▶ [EXERCISE AIM]:
Count how many lines contain the word "index". Respond with the number alone.

▶ [PROVIDED MATERIAL]:
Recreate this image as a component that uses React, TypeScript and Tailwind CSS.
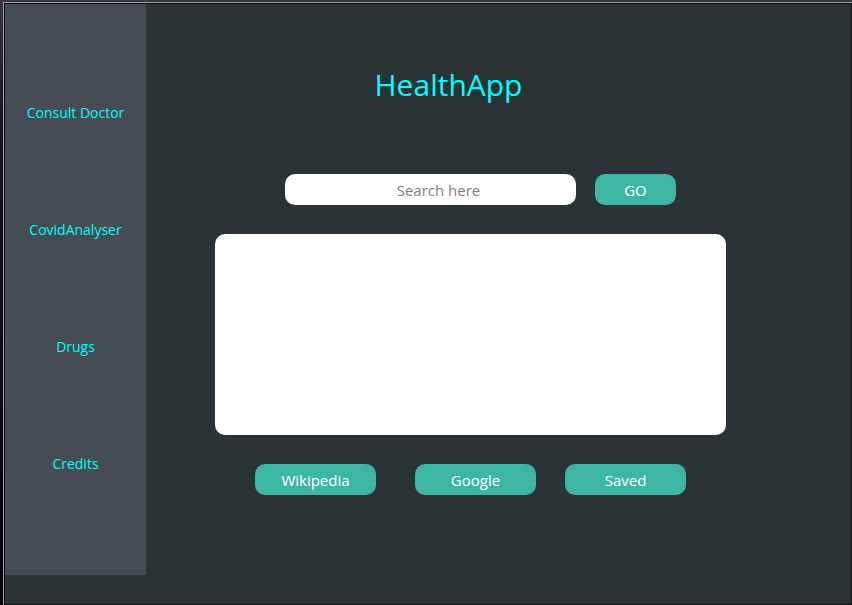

---

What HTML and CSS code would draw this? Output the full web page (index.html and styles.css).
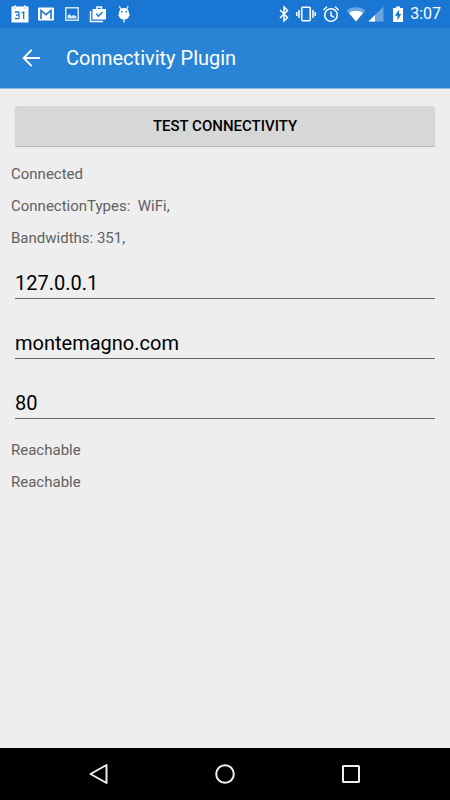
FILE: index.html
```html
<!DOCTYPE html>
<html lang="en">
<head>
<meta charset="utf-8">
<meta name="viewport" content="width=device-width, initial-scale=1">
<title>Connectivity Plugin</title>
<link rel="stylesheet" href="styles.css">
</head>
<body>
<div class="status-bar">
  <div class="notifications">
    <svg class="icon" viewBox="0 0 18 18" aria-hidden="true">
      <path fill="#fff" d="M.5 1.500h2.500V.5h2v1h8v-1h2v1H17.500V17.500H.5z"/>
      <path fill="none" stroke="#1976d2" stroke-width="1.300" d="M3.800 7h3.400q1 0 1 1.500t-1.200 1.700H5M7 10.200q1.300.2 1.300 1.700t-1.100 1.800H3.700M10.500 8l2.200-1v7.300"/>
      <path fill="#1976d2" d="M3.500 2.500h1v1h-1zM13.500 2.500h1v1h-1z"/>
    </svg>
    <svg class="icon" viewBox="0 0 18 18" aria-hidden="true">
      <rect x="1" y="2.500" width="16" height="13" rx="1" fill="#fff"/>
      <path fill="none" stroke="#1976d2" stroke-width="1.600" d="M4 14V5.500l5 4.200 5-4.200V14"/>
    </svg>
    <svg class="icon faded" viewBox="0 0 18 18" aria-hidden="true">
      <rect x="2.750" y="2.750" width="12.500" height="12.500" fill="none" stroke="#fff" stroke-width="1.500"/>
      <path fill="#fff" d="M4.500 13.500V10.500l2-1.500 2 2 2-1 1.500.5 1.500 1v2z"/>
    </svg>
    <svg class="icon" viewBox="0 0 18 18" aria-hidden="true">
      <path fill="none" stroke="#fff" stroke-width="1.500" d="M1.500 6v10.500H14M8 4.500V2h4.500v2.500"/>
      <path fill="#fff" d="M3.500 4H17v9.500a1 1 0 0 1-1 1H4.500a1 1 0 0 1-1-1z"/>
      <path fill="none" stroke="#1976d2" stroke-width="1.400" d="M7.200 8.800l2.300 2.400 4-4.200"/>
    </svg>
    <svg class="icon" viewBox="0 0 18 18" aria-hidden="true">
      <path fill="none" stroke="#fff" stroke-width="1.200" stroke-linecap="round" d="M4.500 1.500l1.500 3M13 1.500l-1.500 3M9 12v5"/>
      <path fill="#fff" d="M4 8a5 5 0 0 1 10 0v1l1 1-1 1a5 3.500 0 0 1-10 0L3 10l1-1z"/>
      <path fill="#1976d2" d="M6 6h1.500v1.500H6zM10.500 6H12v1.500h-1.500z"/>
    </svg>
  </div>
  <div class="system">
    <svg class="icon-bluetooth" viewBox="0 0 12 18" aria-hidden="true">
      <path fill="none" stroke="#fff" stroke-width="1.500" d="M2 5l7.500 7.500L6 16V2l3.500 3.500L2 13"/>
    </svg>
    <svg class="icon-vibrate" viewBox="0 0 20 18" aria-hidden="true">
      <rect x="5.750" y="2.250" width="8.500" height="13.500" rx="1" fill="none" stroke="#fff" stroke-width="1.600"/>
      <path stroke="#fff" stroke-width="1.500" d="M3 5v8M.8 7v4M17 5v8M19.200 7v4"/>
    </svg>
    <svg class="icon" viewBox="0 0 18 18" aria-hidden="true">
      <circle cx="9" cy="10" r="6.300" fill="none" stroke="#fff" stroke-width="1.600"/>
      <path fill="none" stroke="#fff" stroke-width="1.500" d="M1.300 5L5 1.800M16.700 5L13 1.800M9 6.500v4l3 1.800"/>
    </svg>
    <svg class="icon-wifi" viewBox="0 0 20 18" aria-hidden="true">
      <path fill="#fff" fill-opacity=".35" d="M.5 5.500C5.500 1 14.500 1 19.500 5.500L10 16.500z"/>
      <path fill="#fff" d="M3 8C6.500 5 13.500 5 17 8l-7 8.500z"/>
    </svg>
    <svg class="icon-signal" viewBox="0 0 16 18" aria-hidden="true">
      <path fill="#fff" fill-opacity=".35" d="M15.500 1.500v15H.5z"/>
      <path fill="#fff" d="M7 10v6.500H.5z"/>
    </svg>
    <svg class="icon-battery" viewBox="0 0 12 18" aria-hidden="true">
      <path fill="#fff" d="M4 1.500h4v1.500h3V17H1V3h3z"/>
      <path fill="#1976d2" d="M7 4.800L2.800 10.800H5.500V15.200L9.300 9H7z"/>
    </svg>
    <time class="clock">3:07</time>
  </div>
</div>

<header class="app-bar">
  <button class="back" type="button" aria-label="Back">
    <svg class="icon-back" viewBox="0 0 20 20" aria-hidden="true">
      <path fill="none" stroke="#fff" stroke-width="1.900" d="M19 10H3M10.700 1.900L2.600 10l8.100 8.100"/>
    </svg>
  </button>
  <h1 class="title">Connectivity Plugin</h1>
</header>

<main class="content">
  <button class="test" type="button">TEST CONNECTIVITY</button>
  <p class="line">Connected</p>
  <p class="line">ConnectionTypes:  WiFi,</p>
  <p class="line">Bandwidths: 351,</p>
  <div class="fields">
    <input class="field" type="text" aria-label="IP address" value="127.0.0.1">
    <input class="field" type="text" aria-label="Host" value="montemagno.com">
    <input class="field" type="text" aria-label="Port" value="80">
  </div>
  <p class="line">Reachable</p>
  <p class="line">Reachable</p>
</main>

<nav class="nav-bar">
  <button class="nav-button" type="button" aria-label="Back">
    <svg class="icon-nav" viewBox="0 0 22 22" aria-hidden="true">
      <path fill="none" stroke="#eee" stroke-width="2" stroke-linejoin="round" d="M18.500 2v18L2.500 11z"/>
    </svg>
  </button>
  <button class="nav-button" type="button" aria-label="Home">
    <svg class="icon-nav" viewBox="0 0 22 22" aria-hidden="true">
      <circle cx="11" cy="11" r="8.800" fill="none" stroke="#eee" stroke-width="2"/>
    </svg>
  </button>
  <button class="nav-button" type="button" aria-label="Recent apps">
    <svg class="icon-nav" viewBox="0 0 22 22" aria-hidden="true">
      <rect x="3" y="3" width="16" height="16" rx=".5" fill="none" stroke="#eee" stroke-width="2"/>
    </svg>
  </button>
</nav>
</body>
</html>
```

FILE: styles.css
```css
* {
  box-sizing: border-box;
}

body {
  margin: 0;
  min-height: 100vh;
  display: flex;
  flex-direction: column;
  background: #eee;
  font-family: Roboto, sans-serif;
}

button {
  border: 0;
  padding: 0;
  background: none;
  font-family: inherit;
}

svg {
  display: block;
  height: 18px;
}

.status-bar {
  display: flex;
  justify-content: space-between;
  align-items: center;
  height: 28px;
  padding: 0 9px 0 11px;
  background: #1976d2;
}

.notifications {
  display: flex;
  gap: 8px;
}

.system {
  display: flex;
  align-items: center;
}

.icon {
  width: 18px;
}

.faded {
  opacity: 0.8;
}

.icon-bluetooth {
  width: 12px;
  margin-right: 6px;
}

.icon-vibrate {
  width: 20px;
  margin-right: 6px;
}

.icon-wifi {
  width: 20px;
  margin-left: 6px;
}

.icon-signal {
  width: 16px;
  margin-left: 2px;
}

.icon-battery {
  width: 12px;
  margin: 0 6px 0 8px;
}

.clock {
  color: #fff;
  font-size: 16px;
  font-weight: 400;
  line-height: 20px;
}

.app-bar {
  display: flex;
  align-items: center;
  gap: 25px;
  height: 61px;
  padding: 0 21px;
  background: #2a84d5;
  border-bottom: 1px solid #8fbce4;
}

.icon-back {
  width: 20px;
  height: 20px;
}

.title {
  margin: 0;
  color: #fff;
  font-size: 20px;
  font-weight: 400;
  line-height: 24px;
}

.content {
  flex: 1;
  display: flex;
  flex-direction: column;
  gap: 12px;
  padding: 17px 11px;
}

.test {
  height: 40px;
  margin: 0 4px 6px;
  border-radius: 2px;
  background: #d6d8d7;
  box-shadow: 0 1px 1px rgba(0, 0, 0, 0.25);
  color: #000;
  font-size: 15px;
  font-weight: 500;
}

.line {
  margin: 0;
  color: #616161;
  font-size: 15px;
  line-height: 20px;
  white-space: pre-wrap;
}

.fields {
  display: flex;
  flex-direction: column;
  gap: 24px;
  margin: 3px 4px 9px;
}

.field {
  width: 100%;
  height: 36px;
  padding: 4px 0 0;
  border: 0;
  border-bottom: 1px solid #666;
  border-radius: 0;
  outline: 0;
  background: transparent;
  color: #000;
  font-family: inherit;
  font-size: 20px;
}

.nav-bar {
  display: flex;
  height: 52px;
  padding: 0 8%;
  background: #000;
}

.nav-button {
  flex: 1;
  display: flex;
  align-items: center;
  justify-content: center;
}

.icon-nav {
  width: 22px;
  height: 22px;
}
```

▶ [FINAL RESULT]:
2